• **What the task requires**
Copy everything in the data below exactly except the pictures.

── Collected material ──

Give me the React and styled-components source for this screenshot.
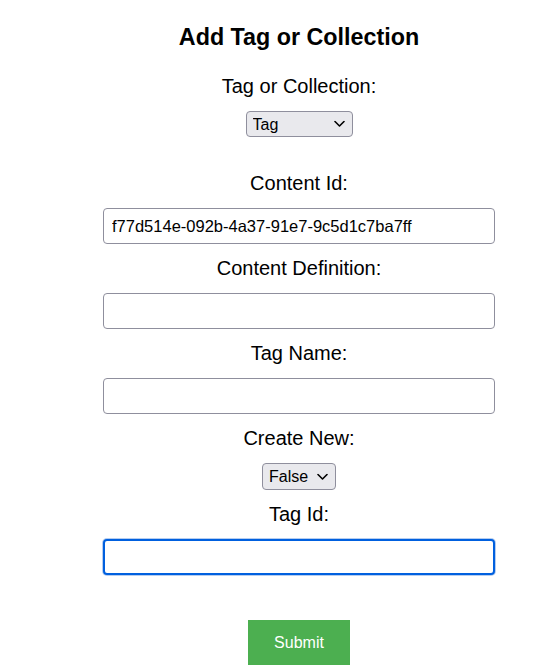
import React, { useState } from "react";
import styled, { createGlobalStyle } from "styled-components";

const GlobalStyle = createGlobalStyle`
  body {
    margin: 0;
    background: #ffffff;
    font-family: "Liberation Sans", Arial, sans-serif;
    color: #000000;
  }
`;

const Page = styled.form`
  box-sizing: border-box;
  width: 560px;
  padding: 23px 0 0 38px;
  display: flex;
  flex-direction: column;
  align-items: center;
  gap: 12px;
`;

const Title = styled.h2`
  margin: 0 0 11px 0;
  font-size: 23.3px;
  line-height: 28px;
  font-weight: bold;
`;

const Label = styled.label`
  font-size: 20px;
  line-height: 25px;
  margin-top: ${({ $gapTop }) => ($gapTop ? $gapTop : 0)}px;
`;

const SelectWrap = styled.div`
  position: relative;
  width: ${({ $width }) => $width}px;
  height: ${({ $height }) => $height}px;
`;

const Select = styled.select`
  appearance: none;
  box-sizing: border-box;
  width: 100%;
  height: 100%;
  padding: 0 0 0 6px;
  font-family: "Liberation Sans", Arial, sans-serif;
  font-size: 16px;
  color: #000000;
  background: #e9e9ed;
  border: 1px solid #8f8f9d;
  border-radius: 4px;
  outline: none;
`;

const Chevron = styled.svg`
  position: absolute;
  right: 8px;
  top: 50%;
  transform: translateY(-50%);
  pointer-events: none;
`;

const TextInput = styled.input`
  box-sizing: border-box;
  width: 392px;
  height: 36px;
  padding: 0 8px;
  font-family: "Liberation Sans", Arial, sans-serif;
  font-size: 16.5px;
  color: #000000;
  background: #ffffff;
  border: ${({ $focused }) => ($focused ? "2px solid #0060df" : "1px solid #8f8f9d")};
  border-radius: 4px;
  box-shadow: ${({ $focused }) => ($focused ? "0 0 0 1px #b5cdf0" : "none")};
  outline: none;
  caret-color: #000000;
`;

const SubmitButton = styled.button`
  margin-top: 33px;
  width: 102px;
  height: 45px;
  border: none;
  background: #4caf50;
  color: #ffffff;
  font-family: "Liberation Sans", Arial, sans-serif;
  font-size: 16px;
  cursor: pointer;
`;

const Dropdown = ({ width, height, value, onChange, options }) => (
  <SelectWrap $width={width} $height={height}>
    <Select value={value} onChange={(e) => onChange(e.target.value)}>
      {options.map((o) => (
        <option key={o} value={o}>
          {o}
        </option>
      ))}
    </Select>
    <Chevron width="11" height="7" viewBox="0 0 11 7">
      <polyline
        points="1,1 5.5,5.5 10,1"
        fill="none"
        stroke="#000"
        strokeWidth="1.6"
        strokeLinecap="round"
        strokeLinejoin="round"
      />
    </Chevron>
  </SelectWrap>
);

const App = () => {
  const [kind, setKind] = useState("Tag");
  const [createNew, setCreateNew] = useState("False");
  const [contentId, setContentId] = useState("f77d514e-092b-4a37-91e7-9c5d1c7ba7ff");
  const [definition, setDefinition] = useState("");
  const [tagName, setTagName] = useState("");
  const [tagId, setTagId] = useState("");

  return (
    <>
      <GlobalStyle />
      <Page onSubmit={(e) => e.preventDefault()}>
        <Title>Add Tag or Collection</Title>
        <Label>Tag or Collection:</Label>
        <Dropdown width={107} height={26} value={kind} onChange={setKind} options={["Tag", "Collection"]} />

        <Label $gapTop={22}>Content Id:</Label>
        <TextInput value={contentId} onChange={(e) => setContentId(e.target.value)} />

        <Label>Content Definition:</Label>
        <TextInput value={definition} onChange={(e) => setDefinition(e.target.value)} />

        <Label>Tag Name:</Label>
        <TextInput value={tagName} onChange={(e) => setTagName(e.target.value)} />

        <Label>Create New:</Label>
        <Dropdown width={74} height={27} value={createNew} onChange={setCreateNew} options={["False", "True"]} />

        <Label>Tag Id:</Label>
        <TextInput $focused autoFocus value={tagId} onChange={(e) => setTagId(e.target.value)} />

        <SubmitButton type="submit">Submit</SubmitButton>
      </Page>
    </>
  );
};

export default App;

───

• **Full solution**
Give me the React and styled-components source for this screenshot.
import React, { useState } from "react";
import styled, { createGlobalStyle } from "styled-components";

const GlobalStyle = createGlobalStyle`
  body {
    margin: 0;
    background: #ffffff;
    font-family: "Liberation Sans", Arial, sans-serif;
    color: #000000;
  }
`;

const Page = styled.form`
  box-sizing: border-box;
  width: 560px;
  padding: 23px 0 0 38px;
  display: flex;
  flex-direction: column;
  align-items: center;
  gap: 12px;
`;

const Title = styled.h2`
  margin: 0 0 11px 0;
  font-size: 23.3px;
  line-height: 28px;
  font-weight: bold;
`;

const Label = styled.label`
  font-size: 20px;
  line-height: 25px;
  margin-top: ${({ $gapTop }) => ($gapTop ? $gapTop : 0)}px;
`;

const SelectWrap = styled.div`
  position: relative;
  width: ${({ $width }) => $width}px;
  height: ${({ $height }) => $height}px;
`;

const Select = styled.select`
  appearance: none;
  box-sizing: border-box;
  width: 100%;
  height: 100%;
  padding: 0 0 0 6px;
  font-family: "Liberation Sans", Arial, sans-serif;
  font-size: 16px;
  color: #000000;
  background: #e9e9ed;
  border: 1px solid #8f8f9d;
  border-radius: 4px;
  outline: none;
`;

const Chevron = styled.svg`
  position: absolute;
  right: 8px;
  top: 50%;
  transform: translateY(-50%);
  pointer-events: none;
`;

const TextInput = styled.input`
  box-sizing: border-box;
  width: 392px;
  height: 36px;
  padding: 0 8px;
  font-family: "Liberation Sans", Arial, sans-serif;
  font-size: 16.5px;
  color: #000000;
  background: #ffffff;
  border: ${({ $focused }) => ($focused ? "2px solid #0060df" : "1px solid #8f8f9d")};
  border-radius: 4px;
  box-shadow: ${({ $focused }) => ($focused ? "0 0 0 1px #b5cdf0" : "none")};
  outline: none;
  caret-color: #000000;
`;

const SubmitButton = styled.button`
  margin-top: 33px;
  width: 102px;
  height: 45px;
  border: none;
  background: #4caf50;
  color: #ffffff;
  font-family: "Liberation Sans", Arial, sans-serif;
  font-size: 16px;
  cursor: pointer;
`;

const Dropdown = ({ width, height, value, onChange, options }) => (
  <SelectWrap $width={width} $height={height}>
    <Select value={value} onChange={(e) => onChange(e.target.value)}>
      {options.map((o) => (
        <option key={o} value={o}>
          {o}
        </option>
      ))}
    </Select>
    <Chevron width="11" height="7" viewBox="0 0 11 7">
      <polyline
        points="1,1 5.5,5.5 10,1"
        fill="none"
        stroke="#000"
        strokeWidth="1.6"
        strokeLinecap="round"
        strokeLinejoin="round"
      />
    </Chevron>
  </SelectWrap>
);

const App = () => {
  const [kind, setKind] = useState("Tag");
  const [createNew, setCreateNew] = useState("False");
  const [contentId, setContentId] = useState("f77d514e-092b-4a37-91e7-9c5d1c7ba7ff");
  const [definition, setDefinition] = useState("");
  const [tagName, setTagName] = useState("");
  const [tagId, setTagId] = useState("");

  return (
    <>
      <GlobalStyle />
      <Page onSubmit={(e) => e.preventDefault()}>
        <Title>Add Tag or Collection</Title>
        <Label>Tag or Collection:</Label>
        <Dropdown width={107} height={26} value={kind} onChange={setKind} options={["Tag", "Collection"]} />

        <Label $gapTop={22}>Content Id:</Label>
        <TextInput value={contentId} onChange={(e) => setContentId(e.target.value)} />

        <Label>Content Definition:</Label>
        <TextInput value={definition} onChange={(e) => setDefinition(e.target.value)} />

        <Label>Tag Name:</Label>
        <TextInput value={tagName} onChange={(e) => setTagName(e.target.value)} />

        <Label>Create New:</Label>
        <Dropdown width={74} height={27} value={createNew} onChange={setCreateNew} options={["False", "True"]} />

        <Label>Tag Id:</Label>
        <TextInput $focused autoFocus value={tagId} onChange={(e) => setTagId(e.target.value)} />

        <SubmitButton type="submit">Submit</SubmitButton>
      </Page>
    </>
  );
};

export default App;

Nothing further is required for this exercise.